## RECORDED INFORMATION
— START —
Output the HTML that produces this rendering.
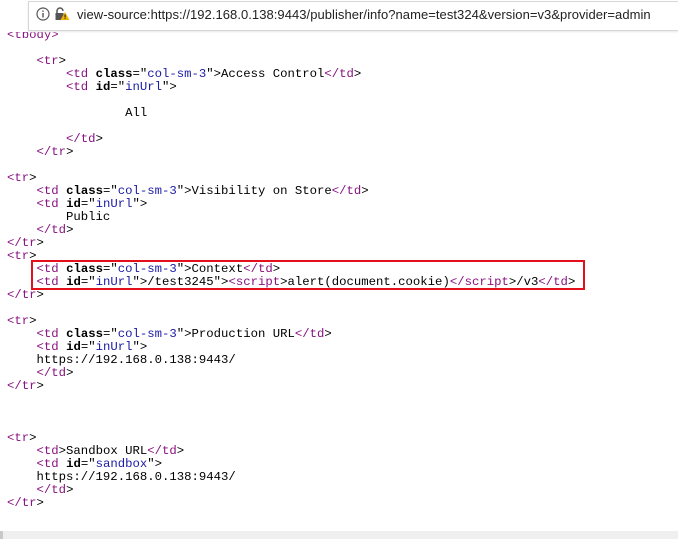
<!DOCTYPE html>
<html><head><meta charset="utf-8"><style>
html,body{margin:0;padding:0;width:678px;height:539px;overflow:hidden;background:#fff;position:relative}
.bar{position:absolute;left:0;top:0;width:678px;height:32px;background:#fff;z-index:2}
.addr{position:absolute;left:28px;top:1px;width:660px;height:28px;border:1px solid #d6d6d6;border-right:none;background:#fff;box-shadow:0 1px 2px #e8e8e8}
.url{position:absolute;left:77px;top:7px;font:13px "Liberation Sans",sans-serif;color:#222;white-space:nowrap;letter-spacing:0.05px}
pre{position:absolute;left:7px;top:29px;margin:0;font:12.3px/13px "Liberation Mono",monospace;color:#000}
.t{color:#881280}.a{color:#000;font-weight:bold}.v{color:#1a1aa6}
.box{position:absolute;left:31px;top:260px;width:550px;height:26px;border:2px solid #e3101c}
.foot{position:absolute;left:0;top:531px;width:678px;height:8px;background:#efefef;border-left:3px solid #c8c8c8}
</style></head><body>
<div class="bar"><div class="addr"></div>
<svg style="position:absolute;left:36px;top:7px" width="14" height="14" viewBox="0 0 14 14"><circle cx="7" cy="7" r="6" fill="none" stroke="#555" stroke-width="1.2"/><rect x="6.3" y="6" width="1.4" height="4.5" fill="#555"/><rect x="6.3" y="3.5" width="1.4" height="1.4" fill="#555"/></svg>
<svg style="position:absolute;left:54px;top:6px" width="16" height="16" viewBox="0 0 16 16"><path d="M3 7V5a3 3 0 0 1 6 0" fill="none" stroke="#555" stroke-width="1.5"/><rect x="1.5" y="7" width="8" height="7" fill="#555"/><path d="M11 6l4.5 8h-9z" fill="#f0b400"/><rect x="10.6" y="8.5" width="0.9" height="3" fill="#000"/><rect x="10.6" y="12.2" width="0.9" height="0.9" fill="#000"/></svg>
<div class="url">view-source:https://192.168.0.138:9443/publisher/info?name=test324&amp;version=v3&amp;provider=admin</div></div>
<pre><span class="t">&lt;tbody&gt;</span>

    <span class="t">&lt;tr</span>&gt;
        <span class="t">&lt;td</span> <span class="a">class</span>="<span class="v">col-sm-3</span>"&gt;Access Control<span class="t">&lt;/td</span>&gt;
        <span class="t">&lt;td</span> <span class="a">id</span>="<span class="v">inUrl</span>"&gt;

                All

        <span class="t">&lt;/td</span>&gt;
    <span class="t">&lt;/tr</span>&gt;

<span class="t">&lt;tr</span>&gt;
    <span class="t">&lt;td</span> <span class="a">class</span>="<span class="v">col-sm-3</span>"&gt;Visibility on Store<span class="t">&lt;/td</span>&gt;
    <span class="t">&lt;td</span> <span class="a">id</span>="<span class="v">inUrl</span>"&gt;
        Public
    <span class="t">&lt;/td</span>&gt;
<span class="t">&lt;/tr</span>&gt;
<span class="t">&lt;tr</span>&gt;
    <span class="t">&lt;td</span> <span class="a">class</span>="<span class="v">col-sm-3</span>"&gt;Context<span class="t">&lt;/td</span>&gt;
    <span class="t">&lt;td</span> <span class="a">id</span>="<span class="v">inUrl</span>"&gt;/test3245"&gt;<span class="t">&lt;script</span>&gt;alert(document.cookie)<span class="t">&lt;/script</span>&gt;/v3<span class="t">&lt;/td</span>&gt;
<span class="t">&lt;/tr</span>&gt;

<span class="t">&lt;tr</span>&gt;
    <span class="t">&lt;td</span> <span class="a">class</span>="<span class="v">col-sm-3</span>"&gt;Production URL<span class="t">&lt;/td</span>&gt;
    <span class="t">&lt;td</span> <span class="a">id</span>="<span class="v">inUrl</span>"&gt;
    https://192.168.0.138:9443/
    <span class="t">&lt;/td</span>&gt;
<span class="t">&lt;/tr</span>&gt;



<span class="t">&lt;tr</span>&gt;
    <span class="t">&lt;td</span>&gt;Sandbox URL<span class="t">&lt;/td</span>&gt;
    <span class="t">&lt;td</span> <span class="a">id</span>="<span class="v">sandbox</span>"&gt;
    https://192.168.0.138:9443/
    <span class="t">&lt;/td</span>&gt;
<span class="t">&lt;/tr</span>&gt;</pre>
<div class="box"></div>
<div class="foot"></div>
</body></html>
— END —
## AIM
Without the pictures, print the whole listing exactly as given.

## EXPECTED ANSWER
Output the HTML that produces this rendering.
<!DOCTYPE html>
<html><head><meta charset="utf-8"><style>
html,body{margin:0;padding:0;width:678px;height:539px;overflow:hidden;background:#fff;position:relative}
.bar{position:absolute;left:0;top:0;width:678px;height:32px;background:#fff;z-index:2}
.addr{position:absolute;left:28px;top:1px;width:660px;height:28px;border:1px solid #d6d6d6;border-right:none;background:#fff;box-shadow:0 1px 2px #e8e8e8}
.url{position:absolute;left:77px;top:7px;font:13px "Liberation Sans",sans-serif;color:#222;white-space:nowrap;letter-spacing:0.05px}
pre{position:absolute;left:7px;top:29px;margin:0;font:12.3px/13px "Liberation Mono",monospace;color:#000}
.t{color:#881280}.a{color:#000;font-weight:bold}.v{color:#1a1aa6}
.box{position:absolute;left:31px;top:260px;width:550px;height:26px;border:2px solid #e3101c}
.foot{position:absolute;left:0;top:531px;width:678px;height:8px;background:#efefef;border-left:3px solid #c8c8c8}
</style></head><body>
<div class="bar"><div class="addr"></div>
<svg style="position:absolute;left:36px;top:7px" width="14" height="14" viewBox="0 0 14 14"><circle cx="7" cy="7" r="6" fill="none" stroke="#555" stroke-width="1.2"/><rect x="6.3" y="6" width="1.4" height="4.5" fill="#555"/><rect x="6.3" y="3.5" width="1.4" height="1.4" fill="#555"/></svg>
<svg style="position:absolute;left:54px;top:6px" width="16" height="16" viewBox="0 0 16 16"><path d="M3 7V5a3 3 0 0 1 6 0" fill="none" stroke="#555" stroke-width="1.5"/><rect x="1.5" y="7" width="8" height="7" fill="#555"/><path d="M11 6l4.5 8h-9z" fill="#f0b400"/><rect x="10.6" y="8.5" width="0.9" height="3" fill="#000"/><rect x="10.6" y="12.2" width="0.9" height="0.9" fill="#000"/></svg>
<div class="url">view-source:https://192.168.0.138:9443/publisher/info?name=test324&amp;version=v3&amp;provider=admin</div></div>
<pre><span class="t">&lt;tbody&gt;</span>

    <span class="t">&lt;tr</span>&gt;
        <span class="t">&lt;td</span> <span class="a">class</span>="<span class="v">col-sm-3</span>"&gt;Access Control<span class="t">&lt;/td</span>&gt;
        <span class="t">&lt;td</span> <span class="a">id</span>="<span class="v">inUrl</span>"&gt;

                All

        <span class="t">&lt;/td</span>&gt;
    <span class="t">&lt;/tr</span>&gt;

<span class="t">&lt;tr</span>&gt;
    <span class="t">&lt;td</span> <span class="a">class</span>="<span class="v">col-sm-3</span>"&gt;Visibility on Store<span class="t">&lt;/td</span>&gt;
    <span class="t">&lt;td</span> <span class="a">id</span>="<span class="v">inUrl</span>"&gt;
        Public
    <span class="t">&lt;/td</span>&gt;
<span class="t">&lt;/tr</span>&gt;
<span class="t">&lt;tr</span>&gt;
    <span class="t">&lt;td</span> <span class="a">class</span>="<span class="v">col-sm-3</span>"&gt;Context<span class="t">&lt;/td</span>&gt;
    <span class="t">&lt;td</span> <span class="a">id</span>="<span class="v">inUrl</span>"&gt;/test3245"&gt;<span class="t">&lt;script</span>&gt;alert(document.cookie)<span class="t">&lt;/script</span>&gt;/v3<span class="t">&lt;/td</span>&gt;
<span class="t">&lt;/tr</span>&gt;

<span class="t">&lt;tr</span>&gt;
    <span class="t">&lt;td</span> <span class="a">class</span>="<span class="v">col-sm-3</span>"&gt;Production URL<span class="t">&lt;/td</span>&gt;
    <span class="t">&lt;td</span> <span class="a">id</span>="<span class="v">inUrl</span>"&gt;
    https://192.168.0.138:9443/
    <span class="t">&lt;/td</span>&gt;
<span class="t">&lt;/tr</span>&gt;



<span class="t">&lt;tr</span>&gt;
    <span class="t">&lt;td</span>&gt;Sandbox URL<span class="t">&lt;/td</span>&gt;
    <span class="t">&lt;td</span> <span class="a">id</span>="<span class="v">sandbox</span>"&gt;
    https://192.168.0.138:9443/
    <span class="t">&lt;/td</span>&gt;
<span class="t">&lt;/tr</span>&gt;</pre>
<div class="box"></div>
<div class="foot"></div>
</body></html>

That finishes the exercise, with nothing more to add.